Speed tests for SQLAlchemy vs Django vs PyDO

At work, we're preparing to move away from a 6-year-old homebrew web framework to Django. In the process, I figured I'd do some speed tests of the old ORM (PyDO, version one, last updated in 2004 and with an author's contact email at geocities.com) with the Django ORM, and SQLAlchemy for S&G.

For the speed test, I'm loading just under 5000 objects from the db, each with 18 fields, and each 'row' averaging 2.5kb in size according to Sequel Pro. The non-sequential ids of the objects I'm loading are stored in a list: rids.

To reduce the effect of random changes in db performance, I'm running each query five times and discarding outliers to come up with a ballpark number.

I'm also using profile, built into iPython.

PyDO: 6.2 seconds

PyDO predates python 2.4, so instead of using @classmethods, it resorts to some convoluted uses of a proxy object and bizarre naming conventions for class methods (which it calls static methods). It is unsurprising that it performs poorly; there's a lot of overhead with type inference and __getattr__ calls.

Loading the objects looks like this:

%prun foo = [Release.getSQLWhere('release_id in (%s)' % utils.list_to_csv(rids)) for i in range(5)]

Django: 5.3 seconds

In order to force the Django queryset to populate itself, I'm casting it to a list(). There may be a more efficient means to retrieve all of the objects, but I can't think of one. I'm also using a schema definition provided by the 'inspectdb' management command, without tweaks.

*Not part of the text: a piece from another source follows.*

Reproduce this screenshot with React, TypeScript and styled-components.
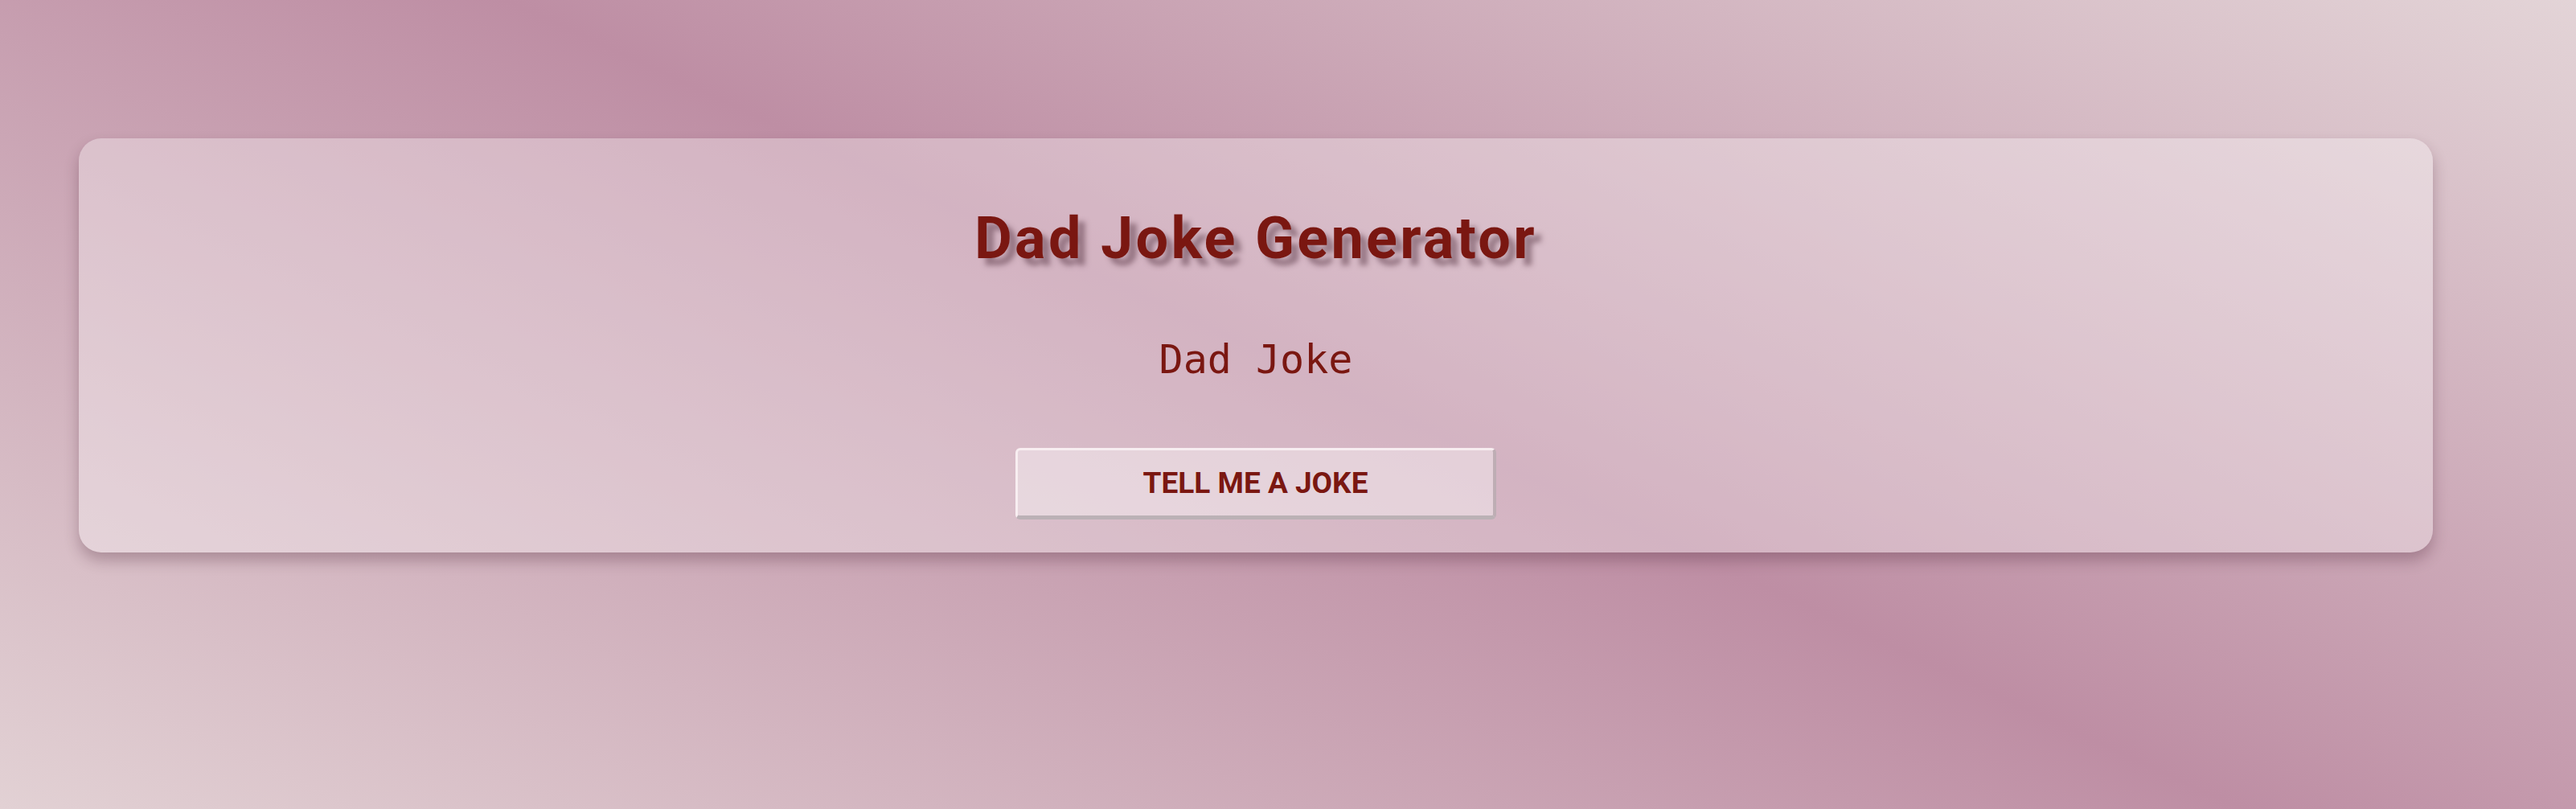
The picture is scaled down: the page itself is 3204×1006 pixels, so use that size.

In django's queryset notation, this looks like:

%prun foo = [list(Releases.objects.filter(release_id__in=rids)) for i in range(5)]

SQAlchemy: 4.5 seconds

This was a great deal more complicated to set up, largely because I was trying to avoid writing the model's class by hand. After much digging, I discovered SQLSoup, which provides a dynamic "model" autogenerated from inspecting a table. I'm unsure whether writing the model class by hand would improve this result or make it worse - there may be some extra overhead for converting these generic models into proper Release models. Also, I'm calling all() to resolve the query into objects.

Anyway, in the SQLSoup notation, this looks like:

%prun foo = [db.releases.filter(db.releases.release_id.in_(rids)).all() for i in range(5)]

Conclusion

Interestingly, all three are spaced about 15% apart, in terms of performance. Django, however, was a breeze to set up the models for, whereas SQLAlchemy took a lot more hoop-jumping. I won't be suggesting SQLAlchemy for this particular project, as many of the problems we're facing now with the homebrew stack stem directly from its DIY nature. I'm hoping Django's full-stack approach will keep the crazy reigned in for longer.